Set the listing down again in full, word for word, with the pictures left out.

::: Collected material :::

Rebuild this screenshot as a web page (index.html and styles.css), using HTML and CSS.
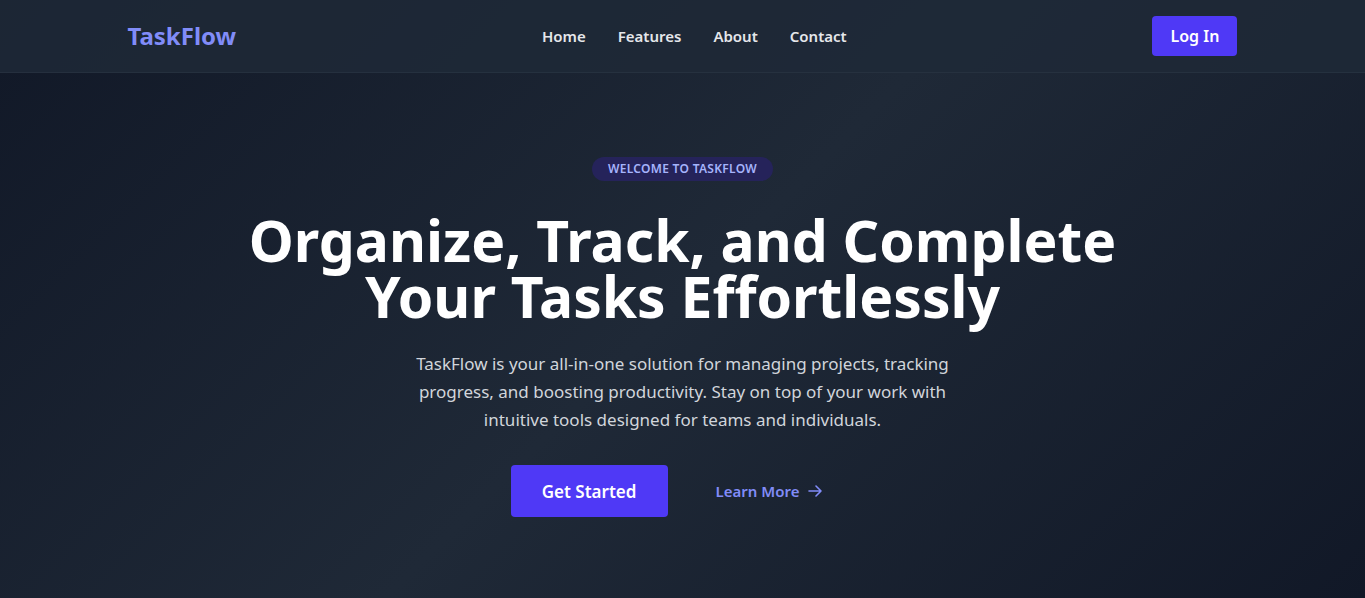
FILE: index.html
```html
<!DOCTYPE html>
<html lang="en">
<head>
<meta charset="utf-8">
<title>TaskFlow</title>
<link rel="stylesheet" href="styles.css">
</head>
<body>
<div class="page">
  <header class="nav">
    <div class="container nav-inner">
      <a class="logo" href="#">TaskFlow</a>
      <nav class="links">
        <a href="#">Home</a>
        <a href="#">Features</a>
        <a href="#">About</a>
        <a href="#">Contact</a>
      </nav>
      <a class="btn btn-login" href="#">Log In</a>
    </div>
  </header>
  <main class="hero">
    <div class="hero-inner">
      <span class="badge">Welcome to TaskFlow</span>
      <h1 class="title">Organize, Track, and Complete<br>Your Tasks Effortlessly</h1>
      <p class="lead">TaskFlow is your all-in-one solution for managing projects, tracking progress, and boosting productivity. Stay on top of your work with intuitive tools designed for teams and individuals.</p>
      <div class="actions">
        <a class="btn btn-primary" href="#">Get Started</a>
        <a class="link-more" href="#">Learn More<svg class="arrow" width="14" height="12" viewBox="0 0 14 12" fill="none" stroke="currentColor" stroke-width="1.6" stroke-linecap="round" stroke-linejoin="round"><path d="M1 6h12M8 1l5 5-5 5"/></svg></a>
      </div>
    </div>
  </main>
</div>
</body>
</html>
```

FILE: styles.css
```css
* { box-sizing: border-box; }
html, body { margin: 0; padding: 0; }
body {
  font-family: "Noto Sans", "Open Sans", sans-serif;
  background: #111827;
  color: #fff;
}
a { text-decoration: none; color: inherit; }
.page {
  min-height: 100vh;
  background: linear-gradient(135deg, #111827 0%, #1f2937 50%, #111827 100%);
}
.nav {
  background: rgba(31, 41, 55, 0.85);
  height: 73px;
  border-bottom: 1px solid rgba(55, 65, 81, 0.35);
}
.container {
  width: 1110px;
  margin: 0 auto;
}
.nav-inner {
  height: 100%;
  display: flex;
  align-items: center;
  justify-content: space-between;
}
.logo {
  color: #818cf8;
  font-size: 24px;
  font-weight: 700;
  margin-top: -1px;
}
.links {
  display: flex;
  gap: 32px;
  margin-top: -1px;
}
.links a {
  color: #e5e7eb;
  font-size: 15px;
  font-weight: 600;
}
.btn {
  display: inline-flex;
  align-items: center;
  justify-content: center;
  background: #4f39f6;
  color: #fff;
  font-weight: 600;
  border-radius: 4px;
}
.btn-login {
  width: 85px;
  height: 40px;
  font-size: 16px;
  margin-top: -1px;
}
.hero {
  padding-top: 84px;
  display: flex;
  justify-content: center;
  height: calc(100vh - 73px);
}
.hero-inner {
  display: flex;
  flex-direction: column;
  align-items: center;
  text-align: center;
}
.badge {
  display: inline-block;
  background: #25235a;
  color: #a5b4fc;
  font-size: 12px;
  font-weight: 600;
  text-transform: uppercase;
  letter-spacing: 0.3px;
  padding: 4px 16px;
  border-radius: 999px;
  line-height: 16px;
}
.title {
  margin: 31px 0 0;
  font-size: 57px;
  line-height: 56px;
  font-weight: 700;
  color: #fff;
}
.lead {
  margin: 26px 0 0;
  max-width: 545px;
  font-size: 17px;
  line-height: 28px;
  color: #d1d5db;
}
.actions {
  margin-top: 31px;
  display: flex;
  align-items: center;
  gap: 16px;
}
.btn-primary {
  width: 157px;
  height: 52px;
  font-size: 17px;
}
.link-more {
  display: inline-flex;
  align-items: center;
  padding: 0 32px;
  color: #818cf8;
  font-size: 15px;
  font-weight: 600;
}
.arrow { margin-left: 9px; }
```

:::

Completed exercise >>
Rebuild this screenshot as a web page (index.html and styles.css), using HTML and CSS.
FILE: index.html
```html
<!DOCTYPE html>
<html lang="en">
<head>
<meta charset="utf-8">
<title>TaskFlow</title>
<link rel="stylesheet" href="styles.css">
</head>
<body>
<div class="page">
  <header class="nav">
    <div class="container nav-inner">
      <a class="logo" href="#">TaskFlow</a>
      <nav class="links">
        <a href="#">Home</a>
        <a href="#">Features</a>
        <a href="#">About</a>
        <a href="#">Contact</a>
      </nav>
      <a class="btn btn-login" href="#">Log In</a>
    </div>
  </header>
  <main class="hero">
    <div class="hero-inner">
      <span class="badge">Welcome to TaskFlow</span>
      <h1 class="title">Organize, Track, and Complete<br>Your Tasks Effortlessly</h1>
      <p class="lead">TaskFlow is your all-in-one solution for managing projects, tracking progress, and boosting productivity. Stay on top of your work with intuitive tools designed for teams and individuals.</p>
      <div class="actions">
        <a class="btn btn-primary" href="#">Get Started</a>
        <a class="link-more" href="#">Learn More<svg class="arrow" width="14" height="12" viewBox="0 0 14 12" fill="none" stroke="currentColor" stroke-width="1.6" stroke-linecap="round" stroke-linejoin="round"><path d="M1 6h12M8 1l5 5-5 5"/></svg></a>
      </div>
    </div>
  </main>
</div>
</body>
</html>
```

FILE: styles.css
```css
* { box-sizing: border-box; }
html, body { margin: 0; padding: 0; }
body {
  font-family: "Noto Sans", "Open Sans", sans-serif;
  background: #111827;
  color: #fff;
}
a { text-decoration: none; color: inherit; }
.page {
  min-height: 100vh;
  background: linear-gradient(135deg, #111827 0%, #1f2937 50%, #111827 100%);
}
.nav {
  background: rgba(31, 41, 55, 0.85);
  height: 73px;
  border-bottom: 1px solid rgba(55, 65, 81, 0.35);
}
.container {
  width: 1110px;
  margin: 0 auto;
}
.nav-inner {
  height: 100%;
  display: flex;
  align-items: center;
  justify-content: space-between;
}
.logo {
  color: #818cf8;
  font-size: 24px;
  font-weight: 700;
  margin-top: -1px;
}
.links {
  display: flex;
  gap: 32px;
  margin-top: -1px;
}
.links a {
  color: #e5e7eb;
  font-size: 15px;
  font-weight: 600;
}
.btn {
  display: inline-flex;
  align-items: center;
  justify-content: center;
  background: #4f39f6;
  color: #fff;
  font-weight: 600;
  border-radius: 4px;
}
.btn-login {
  width: 85px;
  height: 40px;
  font-size: 16px;
  margin-top: -1px;
}
.hero {
  padding-top: 84px;
  display: flex;
  justify-content: center;
  height: calc(100vh - 73px);
}
.hero-inner {
  display: flex;
  flex-direction: column;
  align-items: center;
  text-align: center;
}
.badge {
  display: inline-block;
  background: #25235a;
  color: #a5b4fc;
  font-size: 12px;
  font-weight: 600;
  text-transform: uppercase;
  letter-spacing: 0.3px;
  padding: 4px 16px;
  border-radius: 999px;
  line-height: 16px;
}
.title {
  margin: 31px 0 0;
  font-size: 57px;
  line-height: 56px;
  font-weight: 700;
  color: #fff;
}
.lead {
  margin: 26px 0 0;
  max-width: 545px;
  font-size: 17px;
  line-height: 28px;
  color: #d1d5db;
}
.actions {
  margin-top: 31px;
  display: flex;
  align-items: center;
  gap: 16px;
}
.btn-primary {
  width: 157px;
  height: 52px;
  font-size: 17px;
}
.link-more {
  display: inline-flex;
  align-items: center;
  padding: 0 32px;
  color: #818cf8;
  font-size: 15px;
  font-weight: 600;
}
.arrow { margin-left: 9px; }
```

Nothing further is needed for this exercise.